By Kevin Buckland TOKYO (Reuters) – The dollar languished near the bottom of its recent range against major peers on Tuesday, knocked back by weak U.S. factory data overnight and on market wagers of faster normalisation of monetary policy in other countries. The dollar index, which measures the greenback against six peers, weakened 0.05% to […]
Dollar softens amid bets other central banks to outpace Fed tightening
By Kevin Buckland
TOKYO (Reuters) – The dollar languished near the bottom of its recent range against major peers on Tuesday, knocked back by weak U.S. factory data overnight and on market wagers of faster normalisation of monetary policy in other countries.
The dollar index, which measures the greenback against six peers, weakened 0.05% to 93.894 from Monday.
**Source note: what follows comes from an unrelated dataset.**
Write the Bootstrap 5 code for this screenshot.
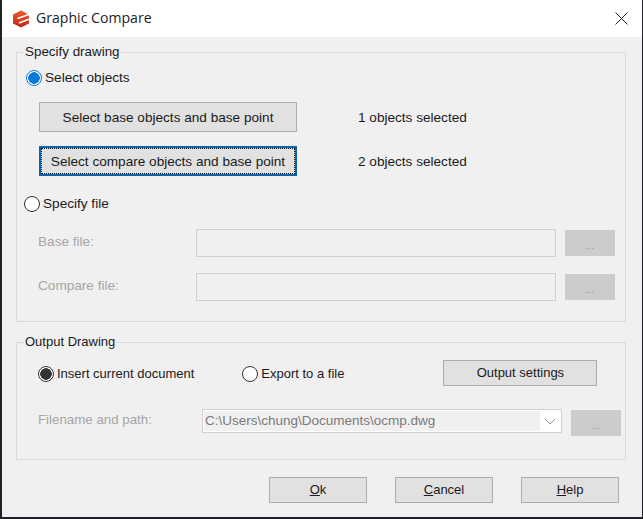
<!DOCTYPE html>
<html lang="en">
<head>
<meta charset="utf-8">
<title>Graphic Compare</title>
<link href="https://cdn.jsdelivr.net/npm/bootstrap@5.3.0/dist/css/bootstrap.min.css" rel="stylesheet">
<style>
html,body{height:519px;overflow:hidden;background:#1f2126;}
body{font-family:"Liberation Sans",Arial,sans-serif;font-size:13px;color:#1a1a1a;line-height:16px;}
.dlg{width:640px;height:517px;margin-left:2px;background:#f0f0f0;}
.tbar{height:37px;background:#fff;padding-left:10px;}
.ttl{font-family:"Open Sans",sans-serif;font-size:14.1px;color:#222;margin-left:6px;margin-top:-1px;}
.xbtn{margin-right:14px;margin-top:0;}
.grp{border:1px solid #d9d9d9;margin:0;min-width:0;}
.grp>legend{float:none;width:auto;font-size:13px;line-height:16px;margin:0 0 0 7px;padding:0 1px;color:#1a1a1a;}
.g1{margin:7px 0 0 14px;width:610px;height:278px;padding:0;font-size:13.6px;}
.g1>legend{font-size:13.4px;}
.g2{margin:12px 0 0 14px;width:610px;height:126px;padding:0;}
.rad{width:16px;height:16px;border-radius:50%;border:1px solid #333;background:#fff;flex:none;margin-right:3px;}
.rad.on-b{border-color:#0a78d7;background:radial-gradient(circle,#0a78d7 0 5.5px,#fff 6px);}
.rad.on-d{border-color:#333;background:radial-gradient(circle,#333 0 5.5px,#fff 6px);}
.rw{display:flex;align-items:center;}
.wbtn{background:#e1e1e1;border:1px solid #adadad;border-radius:0;color:#1a1a1a;font-size:13px;line-height:16px;padding:0;display:flex;align-items:center;justify-content:center;}
.wbtn:hover{background:#e1e1e1;}
.b-sel{width:258px;height:30px;font-size:13.6px;padding-top:1px;}
.b-foc{border:2px solid #0a64ad;outline:1px dotted #111;outline-offset:-3px;}
.b-gr{width:50px;height:26px;background:#ccc;border-color:#ccc;color:#9a9a9a;font-size:11px;padding-top:3px;}
.dim{color:#a6a6a6;}
.fld{border:1px solid #d0d0d0;background:#f0f0f0;height:28px;}
.r1{margin:10px 0 0 9px;}
.r2{margin:16px 0 0 22px;}
.r3{margin:14px 0 0 22px;}
.r4{margin:20px 0 0 7px;}
.r5{margin:17px 0 0 21px;}
.r6{margin:16px 0 0 21px;}
.lab{width:158px;margin-top:-2px;}
.note{margin-left:61px;padding-top:1px;}
.f-w{width:360px;}
.gap-b{margin-left:9px;}
.r7{margin:11px 0 0 21px;height:26px;}
.e-r{margin-left:48px;}
.b-out{width:154px;height:26px;margin-left:99px;margin-top:-2px;}
.r8{margin:22px 0 0 21px;align-items:flex-start;}
.r8 .b-gr{margin-top:1px;}
.lab2{width:164px;margin-top:3px;font-size:13.3px;}
.combo{width:360px;height:24px;background:#fff;border:1px solid #d0d0d0;padding:1px;color:#7a7a7a;font-size:13.5px;}
.combo-t{width:336px;background:#f0f0f0;height:20px;padding-left:1px;line-height:20px;}
.foot{margin:17px 0 0 267px;gap:28px;}
.b-ft{width:98px;height:26px;}
</style>
</head>
<body>
<div class="dlg">
  <div class="tbar d-flex align-items-center">
    <svg width="18" height="18" viewBox="0 0 18 18" aria-hidden="true"><defs><linearGradient id="lg" x1="0" y1="0" x2="0" y2="1"><stop offset="0" stop-color="#ee5a2c"/><stop offset="1" stop-color="#bb2a1c"/></linearGradient></defs><path d="M9 .5 17 4.5V13.5L9 17.5 1 13.5V4.5Z" fill="url(#lg)"/><path d="M5.5 8.5 17.5 4.2M7 13 17.5 9" stroke="#fff" stroke-width="1.7" fill="none"/></svg>
    <div class="ttl flex-grow-1">Graphic Compare</div>
    <svg class="xbtn" width="13" height="13" viewBox="0 0 13 13" aria-hidden="true"><path d="M.5.5l12 12M12.5.5l-12 12" stroke="#222" fill="none"/></svg>
  </div>
  <fieldset class="grp g1">
    <legend>Specify drawing</legend>
    <div class="rw r1"><span class="rad on-b"></span>Select objects</div>
    <div class="rw r2"><button type="button" class="btn wbtn b-sel">Select base objects and base point</button><span class="note">1 objects selected</span></div>
    <div class="rw r3"><button type="button" class="btn wbtn b-sel b-foc">Select compare objects and base point</button><span class="note">2 objects selected</span></div>
    <div class="rw r4"><span class="rad"></span>Specify file</div>
    <div class="rw r5"><span class="lab dim">Base file:</span><div class="fld f-w"></div><button type="button" class="btn wbtn b-gr gap-b">...</button></div>
    <div class="rw r6"><span class="lab dim">Compare file:</span><div class="fld f-w"></div><button type="button" class="btn wbtn b-gr gap-b">...</button></div>
  </fieldset>
  <fieldset class="grp g2">
    <legend>Output Drawing</legend>
    <div class="rw r7"><span class="rad on-d"></span><span>Insert current document</span><span class="rad e-r"></span><span>Export to a file</span><button type="button" class="btn wbtn b-out">Output settings</button></div>
    <div class="rw r8"><span class="lab2 dim">Filename and path:</span><div class="combo d-flex align-items-center"><div class="combo-t">C:\Users\chung\Documents\ocmp.dwg</div><svg class="ms-auto me-1" width="12" height="7" viewBox="0 0 12 7" aria-hidden="true"><path d="M1 1l5 5 5-5" stroke="#999" fill="none"/></svg></div><button type="button" class="btn wbtn b-gr gap-b">...</button></div>
  </fieldset>
  <div class="d-flex foot">
    <button type="button" class="btn wbtn b-ft"><span><u>O</u>k</span></button>
    <button type="button" class="btn wbtn b-ft"><span><u>C</u>ancel</span></button>
    <button type="button" class="btn wbtn b-ft"><span><u>H</u>elp</span></button>
  </div>
</div>
</body>
</html>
It has oscillated for the past three weeks between 93.671 and the one-year high of 94.563, reached last Tuesday.
Over the past week though, it has trended lower, with a tapering of Federal Reserve stimulus as early as next month already priced in, along with a first interest-rate increase next year.
A recovery in risk sentiment has also weighed on the safe-haven U.S. currency.
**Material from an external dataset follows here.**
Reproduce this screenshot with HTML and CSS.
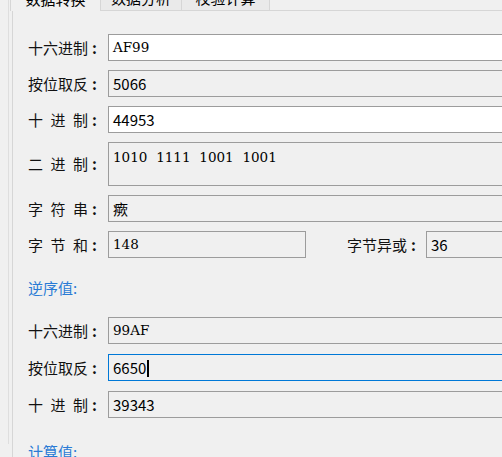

Elsewhere, Bank of England Governor Andrew Bailey sent a fresh signal for early U.K. rate hikes by saying on Sunday that the central bank will “have to act” to counter rising inflation risks. In New Zealand, bets for faster policy normalisation were stoked on Monday by data showing the fastest consumer-price inflation in more than a decade.
The U.K. and New Zealand led a rise in short-term bond yields globally, with rates in Europe and Australia climbing comparatively more than those in the U.S., pressuring the dollar.
“The sense that ‘transitory’ inflation will last longer than previously thought has been the main catalyst” as “the market re-calibrated rate hike expectations in most jurisdictions,” Westpac strategists wrote in a research note.
However, the U.S. is likely to be insulated by energy market bottleneck that is “casting an ongoing cloud over rebound prospects in Europe and China,” which “should leave yield spreads at the front end continuing to drift in the USD’s favour,” they said, adding that pullbacks in the dollar index should be limited to 93.70.
However, Westpac remains bullish on New Zealand’s kiwi dollar – which isn’t part of the dollar index – targeting a climb to $0.74 by year-end, and recommending buying any dips to $0.6985.
The kiwi rose 0.11% to $0.7093, edging back toward a one-month high of $0.7105 reached on Monday.
The Aussie dollar gained 0.09% to $0.74225, approaching a more than one-month high of $0.7440 touched at the end of last week, even after minutes of the Reserve Bank of Australia’s September meeting showed on Tuesday that policymakers are concerned tighter policy could harm the labour market.
Sterling added 0.13% to $1.37455, nearing Friday’s one-month peak at $1.3773.
The euro advanced 0.09% to $1.16205, approaching the top of this month’s trading range.
Against the safe-haven yen, the dollar was little changed at 114.275, but not far from the almost three-year high of 114.47 touched on Friday.
U.S. manufacturing output was hurt as an ongoing global shortage of semiconductors depressed motor vehicle output, providing further evidence that supply constraints were hampering economic growth.
“Our strong USD forecast published in early July reflected – among other things – U.S. economic outperformance, but the USD’s drivers may be changing,” Commonwealth Bank of Australia strategist Joseph Capurso wrote in a client note.
“The spike in global inflation and interest rates may support the USD as a safe haven if short-term interest rates price in a global monetary tightening cycle that it so strong it forces equities to correct lower,” with evidence of that scenario likely seen in a decline in USD/JPY and AUD/JPY, he said.